6. Ahora bien, la corrupción en sí misma no es el principal problema de las clases subalternas, de los marginados y los pobres, pero la debilidad del Estado, la falta de recursos fiscales, la ausencia de un Estado de Derecho y de seguridad, así como la baja inversión social sí que les afecta, puesto que deteriora la calidad de vida de todas las ciudadanas y ciudadanos. Sin duda, estos fenómenos de déficit estatal tienen en la corrupción una de sus causas fundamentales. Y es que la falta de respeto al principio de legalidad por parte de los agentes del Estado y de la economía agiganta la corrupción y bloquea el camino del desarrollo y el bienestar generales.
7. Por ello, la alianza popular con los segmentos reformistas del empresariado, grande y mediano, depende no solo de su llamado enfático y reiterado al diálogo (como hace Richard Aitkenhead), sino de una clara disposición, probada con hechos, a realizar las reformas necesarias e impostergables del Estado y, por lo tanto, de la economía del país. La alianza nacional por el cambio -con apoyo internacional- puede ser un gran abanico multicolor si y solo si hay muestras evidentes de que el sector empresarial anticorrupción está abierto a abandonar sus privilegios y a funcionar respetando el principio de legalidad. Una alianza de esa índole abriría fácilmente las puertas a las reformas truncadas en varias oportunidades durante ya más de medio siglo (1954, 1985, 1996).

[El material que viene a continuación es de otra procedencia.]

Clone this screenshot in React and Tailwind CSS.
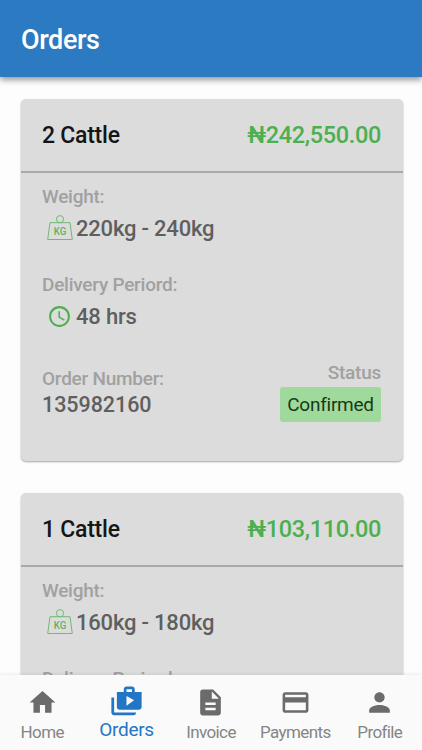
import { MdHome, MdShopTwo, MdDescription, MdPayment, MdPerson, MdAccessTime } from 'react-icons/md';

const orders = [
  { id: '135982160', title: '2 Cattle', price: '₦242,550.00', weight: '220kg - 240kg', period: '48 hrs', status: 'Confirmed' },
  { id: '135982161', title: '1 Cattle', price: '₦103,110.00', weight: '160kg - 180kg', period: '48 hrs', status: 'Confirmed' },
];

const tabs = [
  { label: 'Home', Icon: MdHome },
  { label: 'Orders', Icon: MdShopTwo, active: true },
  { label: 'Invoice', Icon: MdDescription },
  { label: 'Payments', Icon: MdPayment },
  { label: 'Profile', Icon: MdPerson },
];

const WeightIcon = () => (
  <svg viewBox="0 0 26 26" className="w-[26px] h-[26px] shrink-0" fill="none" stroke="#6fbb72" strokeWidth="1">
    <circle cx="13" cy="4.2" r="3.6" />
    <path d="M3 7.7h20l2.3 16.8H.7z" />
    <text x="13" y="19.6" textAnchor="middle" fontSize="10" fontWeight="500" textLength="12.5" lengthAdjust="spacingAndGlyphs" fill="#5db561" stroke="none">KG</text>
  </svg>
);

const Label = ({ children }) => (
  <p className="text-[19px] leading-6 font-medium tracking-[-0.25px] text-[#a1a1a1]">{children}</p>
);

const OrderCard = ({ order }) => (
  <div className="shrink-0 h-[362px] rounded-[5px] bg-[#dcdcdc] shadow-[0_1px_2px_rgba(0,0,0,0.35)]">
    <div className="flex items-center justify-between h-[74px] pl-[21px] pr-[22px] border-b-2 border-[#a9a9a9]">
      <h2 className="pt-0.5 text-[23px] font-medium tracking-[-0.25px] text-[#151515]">{order.title}</h2>
      <span className="pt-px text-[23.5px] font-medium tracking-[-0.35px] text-[#4caf50]">{order.price}</span>
    </div>
    <div className="pl-[21px] pr-[22px] pt-3">
      <Label>Weight:</Label>
      <div className="flex items-center h-[38px] pl-[5px] gap-[3px]">
        <WeightIcon />
        <span className="text-[22px] font-medium tracking-[-0.2px] text-[#5f5f5f]">{order.weight}</span>
      </div>
      <div className="mt-[26px]">
        <Label>Delivery Periord:</Label>
      </div>
      <div className="flex items-center h-[38px] pl-[5px] gap-[5px]">
        <MdAccessTime className="size-[25px] text-[#4caf50]" />
        <span className="-ml-px text-[22px] font-medium tracking-[-0.2px] text-[#5f5f5f]">{order.period}</span>
      </div>
      <div className="flex justify-between mt-[26px]">
        <div className="pt-1.5">
          <Label>Order Number:</Label>
          <p className="text-[21.5px] leading-7 font-medium tracking-[-0.05px] text-[#5f5f5f]">{order.id}</p>
        </div>
        <div className="flex flex-col items-end">
          <Label>Status</Label>
          <span className="flex items-center justify-center w-[101px] h-[35px] mt-0.5 pt-0.5 rounded-[3px] bg-[#a0d99c] text-[19px] tracking-[-0.25px] text-[#173a17]">
            {order.status}
          </span>
        </div>
      </div>
    </div>
  </div>
);

const App = () => {
  return (
    <div className="flex flex-col h-[750px] overflow-hidden bg-[#fdfdfd] font-['Roboto',sans-serif]">
      <header className="z-10 flex items-center shrink-0 h-[77px] px-[21px] pt-[3px] bg-[#2b7ac2] shadow-[0_3px_6px_rgba(0,0,0,0.4)]">
        <h1 className="text-[27px] font-medium tracking-[-0.4px] text-white">Orders</h1>
      </header>

      <main className="flex flex-col flex-1 min-h-0 gap-8 pt-[22px] pl-[21px] pr-[19px] overflow-hidden">
        {orders.map((order) => (
          <OrderCard key={order.id} order={order} />
        ))}
      </main>

      <nav className="z-10 grid grid-cols-5 shrink-0 h-[75px] bg-[#fafafa] shadow-[0_-1px_3px_rgba(0,0,0,0.08)]">
        {tabs.map(({ label, Icon, active }) => (
          <button
            key={label}
            className={active ? 'flex flex-col items-center pt-[10px] text-[#2376c4]' : 'flex flex-col items-center pt-3 text-[#6b6b6b]'}
          >
            <Icon className={active ? 'size-[33px]' : 'size-[31px]'} />
            <span
              className={active ? 'text-[19px] leading-6 tracking-[-0.3px]' : 'mt-0.5 text-[17px] leading-6 tracking-[-0.6px] text-[#858585]'}
            >
              {label}
            </span>
          </button>
        ))}
      </nav>
    </div>
  );
};

export default App;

8. La verdad es siempre concreta, dijo Lenin, porque es síntesis de múltiples determinaciones y sobredeterminaciones, y se configura en la combinación de lo general, lo particular y la singular, generando situaciones únicas, irrepetibles e inéditas, como ha sido siempre la historia. Una narrativa esquemática y supuestamente ortodoxa es sencilla de comprender, pero es engañosa y puede inducir interpretaciones equivocadas, como las de Mario Roberto Morales, que al inventarse una narrativa radical (rojinegra como la bandera del sandinismo de Ortega), que ejemplifica los errores en las lectura de la situación nacional señalados, nos puede llevar al fracaso en la construcción de una Guatemala igualitaria y verdaderamente independiente.